If you’re struggling to think of anything then may I suggest that even the fact that you have come here this morning instead of staying in bed has helped make the world a better place as you have showed commitment to building this community! And in that spirit I’d say it’s positively your duty to stay behind for tea and biscuits afterwards to carry on the good work…
Let’s move on to name the issues and causes that are closest to your heart. There are so many things in the world we might want to change. Name a few that you feel particularly moved by, or passionate about. Don’t worry about picking the most ‘worthy’ causes or what others think of your priorities. Remember, you can’t do everything, so we need to narrow it down a bit, and you’re more likely to get involved and take action for something that particularly stirs your heart.
In the piece by that Jeannene read for us earlier, we heard about ‘the discipline of thoughtful wishing that can lead to change’, and that’s what we’re going to do now. I invite you to make one wish – write down just one concrete long-term goal – a specific change in the world that you would like to see. Feel free to think big and be ambitious or keep it small.

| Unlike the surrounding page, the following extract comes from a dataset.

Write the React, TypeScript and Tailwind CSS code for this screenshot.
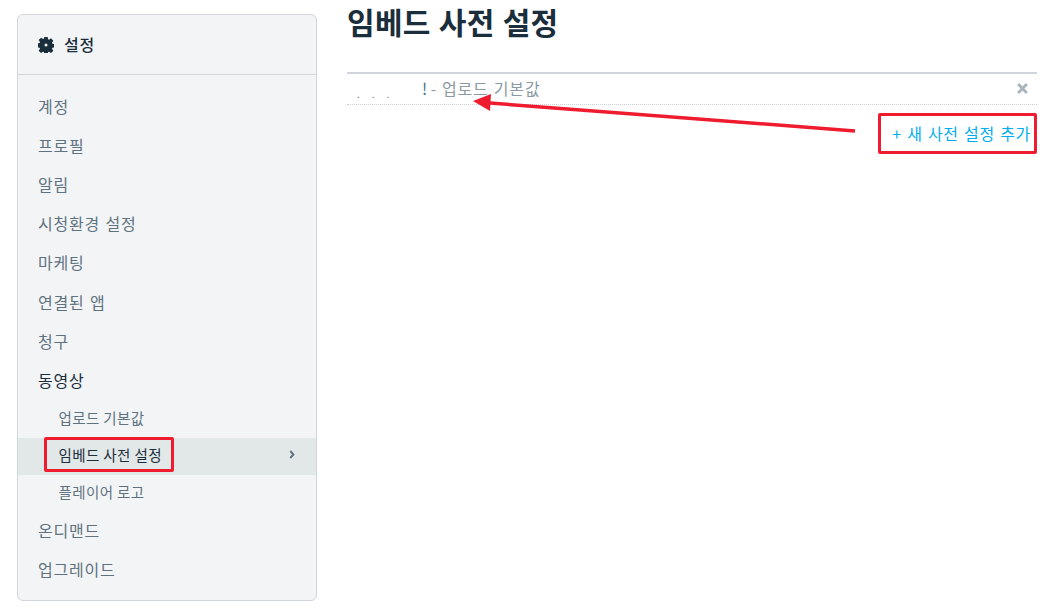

Finally, here’s perhaps the most challenging bit: what can you do towards this goal in the next 24 hours? If you can commit to taking even the tiniest action – maybe looking up some more information about your cause online, talking to a friend about the issue to raise awareness, getting in touch with like-minded individuals to sound them out about a joint project – then you are doing your bit to bring about a world of more peace, justice, and love.
I look forward to reading your responses over tea and biscuits shortly… but to close, for now, I offer one last echo of those words from Lisa Friedman:
‘If you had but one wish, What would it be? Take your time thinking about it. So much is at stake. For a wish is a thought, And a thought is an idea. An idea leads to commitment, And a commitment cries out for action.’